▶ _MATERIAL PROVIDED_:

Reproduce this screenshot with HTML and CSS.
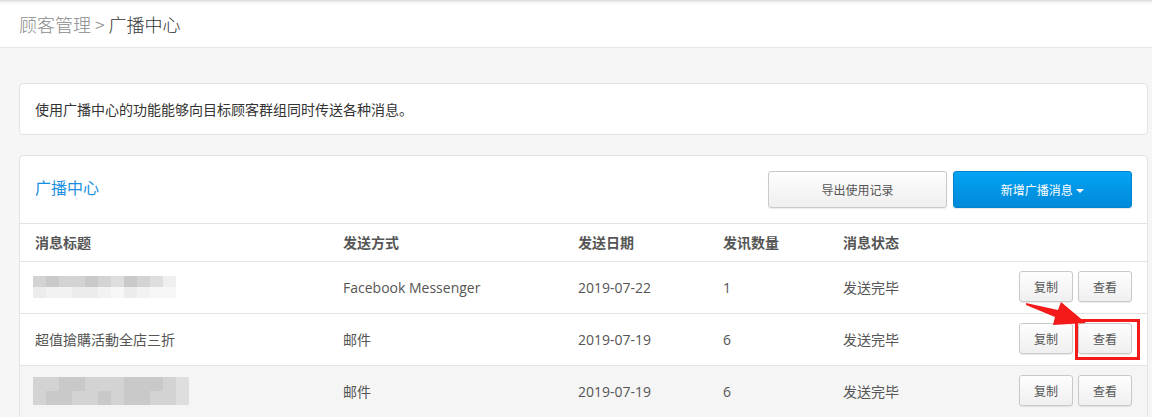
FILE: index.html
```html
<!DOCTYPE html>
<html lang="zh">
<head>
<meta charset="utf-8">
<title>广播中心</title>
<link rel="stylesheet" href="styles.css">
</head>
<body>
<div class="page">
  <header class="topbar">
    <span class="crumb-parent">顾客管理 &gt; </span><span class="crumb-current">广播中心</span>
  </header>
  <main class="content">
    <div class="card info-card">使用广播中心的功能能够向目标顾客群组同时传送各种消息。</div>
    <section class="card main-card">
      <div class="card-head">
        <h2 class="card-title">广播中心</h2>
        <div class="head-actions">
          <button class="btn btn-default btn-lg">导出使用记录</button>
          <button class="btn btn-primary btn-lg">新增广播消息 <span class="caret"></span></button>
        </div>
      </div>
      <table class="list">
        <colgroup>
          <col class="c1"><col class="c2"><col class="c3"><col class="c4"><col class="c5"><col class="c6">
        </colgroup>
        <thead>
          <tr><th>消息标题</th><th>发送方式</th><th>发送日期</th><th>发讯数量</th><th>消息状态</th><th></th></tr>
        </thead>
        <tbody>
          <tr>
            <td><div class="blur blur-a"><i class="d2"></i><i class="d1"></i><i class="d2"></i><i class="d2"></i><i class="d1"></i><i class="d2"></i><i class="d3"></i><i class="d1"></i><i class="d2"></i><i class="d3"></i><i class="d4"></i><i class="l1"></i><i class="l2"></i><i class="l2"></i><i class="l1"></i><i class="l1"></i><i class="l2"></i><i class="l3"></i><i class="l1"></i><i class="l2"></i><i class="l3"></i><i class="l3"></i></div></td>
            <td>Facebook Messenger</td><td>2019-07-22</td><td>1</td><td>发送完毕</td>
            <td class="acts"><button class="btn btn-default btn-sm">复制</button><button class="btn btn-default btn-sm">查看</button></td>
          </tr>
          <tr>
            <td>超值搶購活動全店三折</td>
            <td>邮件</td><td>2019-07-19</td><td>6</td><td>发送完毕</td>
            <td class="acts"><button class="btn btn-default btn-sm">复制</button><span class="highlight"><button class="btn btn-default btn-sm">查看</button></span></td>
          </tr>
          <tr class="hover">
            <td><div class="blur blur-b"><i class="d2"></i><i class="d2"></i><i class="d1"></i><i class="d1"></i><i class="d2"></i><i class="d2"></i><i class="d2"></i><i class="d1"></i><i class="d1"></i><i class="d1"></i><i class="d2"></i><i class="d3"></i><i class="d2"></i><i class="d1"></i><i class="d1"></i><i class="d2"></i><i class="d2"></i><i class="d1"></i><i class="d2"></i><i class="d1"></i><i class="d1"></i><i class="d2"></i><i class="d2"></i><i class="d3"></i></div></td>
            <td>邮件</td><td>2019-07-19</td><td>6</td><td>发送完毕</td>
            <td class="acts"><button class="btn btn-default btn-sm">复制</button><button class="btn btn-default btn-sm">查看</button></td>
          </tr>
        </tbody>
      </table>
    </section>
  </main>
  <svg class="arrow" width="70" height="34" viewBox="0 0 70 34">
    <path d="M6 7 L38 14 L41 6 L66 27 L33 29 L35 21 L6 9 Z" fill="#f41a1a"/>
  </svg>
</div>
</body>
</html>
```

FILE: styles.css
```css
* { box-sizing: border-box; }
html, body { margin: 0; padding: 0; }
body {
  font-family: "Open Sans", "Noto Sans CJK SC", sans-serif;
  background: #f6f6f6;
  color: #555;
  width: 1152px;
  height: 417px;
  overflow: hidden;
}
.page { position: relative; }
.topbar {
  height: 48px;
  background: linear-gradient(#d6d6d6 0, #f3f3f3 2px, #fff 5px, #fff 100%);
  border-bottom: 1px solid #e6e6e6;
  padding: 0 0 0 19px;
  display: flex;
  align-items: center;
  font-size: 18px;
  font-weight: 300;
  font-family: "Noto Sans CJK SC", "Open Sans", sans-serif;
}
.crumb-parent { color: #8a8a8a; white-space: pre; }
.crumb-current { color: #333; }
.content {
  padding: 35px 4px 0 19px;
  display: flex;
  flex-direction: column;
  gap: 20px;
}
.card {
  background: #fff;
  border: 1px solid #e4e4e4;
  border-radius: 4px;
}
.info-card {
  height: 52px;
  padding: 0 15px;
  display: flex;
  align-items: center;
  font-size: 14px;
  color: #333;
}
.card-head {
  height: 68px;
  display: flex;
  align-items: center;
  justify-content: space-between;
  padding: 0 15px 0 15px;
  border-bottom: 1px solid #e2e2e2;
}
.card-title {
  margin: -5px 0 0 0;
  font-size: 16px;
  font-weight: 400;
  color: #1a8fe0;
}
.head-actions { display: flex; gap: 6px; }
.btn {
  font-family: "Noto Sans CJK SC", "Open Sans", sans-serif;
  border-radius: 3px;
  cursor: pointer;
  padding: 0;
}
.btn-lg { width: 179px; height: 37px; font-size: 12px; }
.btn-default {
  background: linear-gradient(#fefefe, #efefef);
  border: 1px solid #c9c9c9;
  color: #555;
  box-shadow: 0 1px 1px rgba(0,0,0,0.08);
}
.btn-primary {
  background: linear-gradient(#05a3f3, #0089d9);
  border: 1px solid #0283cf;
  color: #fff;
  box-shadow: 0 1px 1px rgba(0,0,0,0.1);
}
.caret {
  display: inline-block;
  width: 0; height: 0;
  border-left: 4px solid transparent;
  border-right: 4px solid transparent;
  border-top: 4px solid #fff;
  vertical-align: middle;
  margin-left: 1px;
  position: relative;
  top: -1px;
}
.btn-sm { width: 54px; height: 31px; font-size: 12px; }
.list {
  width: 100%;
  border-collapse: collapse;
  table-layout: fixed;
  font-size: 14px;
}
.c1 { width: 323px; }
.c2 { width: 235px; }
.c3 { width: 145px; }
.c4 { width: 120px; }
.c5 { width: 150px; }
.list th {
  height: 37px;
  text-align: left;
  font-weight: 700;
  color: #555;
  padding: 0;
  border-bottom: 1px solid #e2e2e2;
  font-family: "Noto Sans CJK SC", sans-serif;
}
.list td {
  height: 52px;
  padding: 0;
  border-bottom: 1px solid #e2e2e2;
  color: #555;
}
.list th:first-child, .list td:first-child { padding-left: 15px; }
.list td.acts {
  padding-right: 15px;
  text-align: right;
  white-space: nowrap;
}
.acts .btn + .btn, .acts .highlight { margin-left: 5px; }
.acts .btn { vertical-align: middle; position: relative; top: -1px; }
.highlight { display: inline-block; vertical-align: middle; position: relative; }
.highlight::after {
  content: "";
  position: absolute;
  left: -3px; right: -8px; top: -5px; bottom: -5px;
  border: 3px solid #f41a1a;
  pointer-events: none;
}
tr.hover td { background: #f5f5f5; }
.blur {
  display: grid;
  grid-template-columns: repeat(11, 13px);
  grid-auto-rows: 11px;
  margin-left: -2px;
  filter: blur(0.6px);
}
.blur-b { grid-template-columns: repeat(12, 13px); grid-auto-rows: 14px; }
.blur i { display: block; }
.d1 { background: #c9c9c9; }
.d2 { background: #d3d3d3; }
.d3 { background: #dedede; }
.d4 { background: #efefef; }
.l1 { background: #ececec; }
.l2 { background: #f2f2f2; }
.l3 { background: #f7f7f7; }
.arrow {
  position: absolute;
  left: 1020px;
  top: 296px;
}
```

▶ _PROBLEM REQUIREMENTS_: Reproduce the data above in full, exactly as it is, with the pictures left out.

▶ _SOLUTION BELOW_:
Reproduce this screenshot with HTML and CSS.
FILE: index.html
```html
<!DOCTYPE html>
<html lang="zh">
<head>
<meta charset="utf-8">
<title>广播中心</title>
<link rel="stylesheet" href="styles.css">
</head>
<body>
<div class="page">
  <header class="topbar">
    <span class="crumb-parent">顾客管理 &gt; </span><span class="crumb-current">广播中心</span>
  </header>
  <main class="content">
    <div class="card info-card">使用广播中心的功能能够向目标顾客群组同时传送各种消息。</div>
    <section class="card main-card">
      <div class="card-head">
        <h2 class="card-title">广播中心</h2>
        <div class="head-actions">
          <button class="btn btn-default btn-lg">导出使用记录</button>
          <button class="btn btn-primary btn-lg">新增广播消息 <span class="caret"></span></button>
        </div>
      </div>
      <table class="list">
        <colgroup>
          <col class="c1"><col class="c2"><col class="c3"><col class="c4"><col class="c5"><col class="c6">
        </colgroup>
        <thead>
          <tr><th>消息标题</th><th>发送方式</th><th>发送日期</th><th>发讯数量</th><th>消息状态</th><th></th></tr>
        </thead>
        <tbody>
          <tr>
            <td><div class="blur blur-a"><i class="d2"></i><i class="d1"></i><i class="d2"></i><i class="d2"></i><i class="d1"></i><i class="d2"></i><i class="d3"></i><i class="d1"></i><i class="d2"></i><i class="d3"></i><i class="d4"></i><i class="l1"></i><i class="l2"></i><i class="l2"></i><i class="l1"></i><i class="l1"></i><i class="l2"></i><i class="l3"></i><i class="l1"></i><i class="l2"></i><i class="l3"></i><i class="l3"></i></div></td>
            <td>Facebook Messenger</td><td>2019-07-22</td><td>1</td><td>发送完毕</td>
            <td class="acts"><button class="btn btn-default btn-sm">复制</button><button class="btn btn-default btn-sm">查看</button></td>
          </tr>
          <tr>
            <td>超值搶購活動全店三折</td>
            <td>邮件</td><td>2019-07-19</td><td>6</td><td>发送完毕</td>
            <td class="acts"><button class="btn btn-default btn-sm">复制</button><span class="highlight"><button class="btn btn-default btn-sm">查看</button></span></td>
          </tr>
          <tr class="hover">
            <td><div class="blur blur-b"><i class="d2"></i><i class="d2"></i><i class="d1"></i><i class="d1"></i><i class="d2"></i><i class="d2"></i><i class="d2"></i><i class="d1"></i><i class="d1"></i><i class="d1"></i><i class="d2"></i><i class="d3"></i><i class="d2"></i><i class="d1"></i><i class="d1"></i><i class="d2"></i><i class="d2"></i><i class="d1"></i><i class="d2"></i><i class="d1"></i><i class="d1"></i><i class="d2"></i><i class="d2"></i><i class="d3"></i></div></td>
            <td>邮件</td><td>2019-07-19</td><td>6</td><td>发送完毕</td>
            <td class="acts"><button class="btn btn-default btn-sm">复制</button><button class="btn btn-default btn-sm">查看</button></td>
          </tr>
        </tbody>
      </table>
    </section>
  </main>
  <svg class="arrow" width="70" height="34" viewBox="0 0 70 34">
    <path d="M6 7 L38 14 L41 6 L66 27 L33 29 L35 21 L6 9 Z" fill="#f41a1a"/>
  </svg>
</div>
</body>
</html>
```

FILE: styles.css
```css
* { box-sizing: border-box; }
html, body { margin: 0; padding: 0; }
body {
  font-family: "Open Sans", "Noto Sans CJK SC", sans-serif;
  background: #f6f6f6;
  color: #555;
  width: 1152px;
  height: 417px;
  overflow: hidden;
}
.page { position: relative; }
.topbar {
  height: 48px;
  background: linear-gradient(#d6d6d6 0, #f3f3f3 2px, #fff 5px, #fff 100%);
  border-bottom: 1px solid #e6e6e6;
  padding: 0 0 0 19px;
  display: flex;
  align-items: center;
  font-size: 18px;
  font-weight: 300;
  font-family: "Noto Sans CJK SC", "Open Sans", sans-serif;
}
.crumb-parent { color: #8a8a8a; white-space: pre; }
.crumb-current { color: #333; }
.content {
  padding: 35px 4px 0 19px;
  display: flex;
  flex-direction: column;
  gap: 20px;
}
.card {
  background: #fff;
  border: 1px solid #e4e4e4;
  border-radius: 4px;
}
.info-card {
  height: 52px;
  padding: 0 15px;
  display: flex;
  align-items: center;
  font-size: 14px;
  color: #333;
}
.card-head {
  height: 68px;
  display: flex;
  align-items: center;
  justify-content: space-between;
  padding: 0 15px 0 15px;
  border-bottom: 1px solid #e2e2e2;
}
.card-title {
  margin: -5px 0 0 0;
  font-size: 16px;
  font-weight: 400;
  color: #1a8fe0;
}
.head-actions { display: flex; gap: 6px; }
.btn {
  font-family: "Noto Sans CJK SC", "Open Sans", sans-serif;
  border-radius: 3px;
  cursor: pointer;
  padding: 0;
}
.btn-lg { width: 179px; height: 37px; font-size: 12px; }
.btn-default {
  background: linear-gradient(#fefefe, #efefef);
  border: 1px solid #c9c9c9;
  color: #555;
  box-shadow: 0 1px 1px rgba(0,0,0,0.08);
}
.btn-primary {
  background: linear-gradient(#05a3f3, #0089d9);
  border: 1px solid #0283cf;
  color: #fff;
  box-shadow: 0 1px 1px rgba(0,0,0,0.1);
}
.caret {
  display: inline-block;
  width: 0; height: 0;
  border-left: 4px solid transparent;
  border-right: 4px solid transparent;
  border-top: 4px solid #fff;
  vertical-align: middle;
  margin-left: 1px;
  position: relative;
  top: -1px;
}
.btn-sm { width: 54px; height: 31px; font-size: 12px; }
.list {
  width: 100%;
  border-collapse: collapse;
  table-layout: fixed;
  font-size: 14px;
}
.c1 { width: 323px; }
.c2 { width: 235px; }
.c3 { width: 145px; }
.c4 { width: 120px; }
.c5 { width: 150px; }
.list th {
  height: 37px;
  text-align: left;
  font-weight: 700;
  color: #555;
  padding: 0;
  border-bottom: 1px solid #e2e2e2;
  font-family: "Noto Sans CJK SC", sans-serif;
}
.list td {
  height: 52px;
  padding: 0;
  border-bottom: 1px solid #e2e2e2;
  color: #555;
}
.list th:first-child, .list td:first-child { padding-left: 15px; }
.list td.acts {
  padding-right: 15px;
  text-align: right;
  white-space: nowrap;
}
.acts .btn + .btn, .acts .highlight { margin-left: 5px; }
.acts .btn { vertical-align: middle; position: relative; top: -1px; }
.highlight { display: inline-block; vertical-align: middle; position: relative; }
.highlight::after {
  content: "";
  position: absolute;
  left: -3px; right: -8px; top: -5px; bottom: -5px;
  border: 3px solid #f41a1a;
  pointer-events: none;
}
tr.hover td { background: #f5f5f5; }
.blur {
  display: grid;
  grid-template-columns: repeat(11, 13px);
  grid-auto-rows: 11px;
  margin-left: -2px;
  filter: blur(0.6px);
}
.blur-b { grid-template-columns: repeat(12, 13px); grid-auto-rows: 14px; }
.blur i { display: block; }
.d1 { background: #c9c9c9; }
.d2 { background: #d3d3d3; }
.d3 { background: #dedede; }
.d4 { background: #efefef; }
.l1 { background: #ececec; }
.l2 { background: #f2f2f2; }
.l3 { background: #f7f7f7; }
.arrow {
  position: absolute;
  left: 1020px;
  top: 296px;
}
```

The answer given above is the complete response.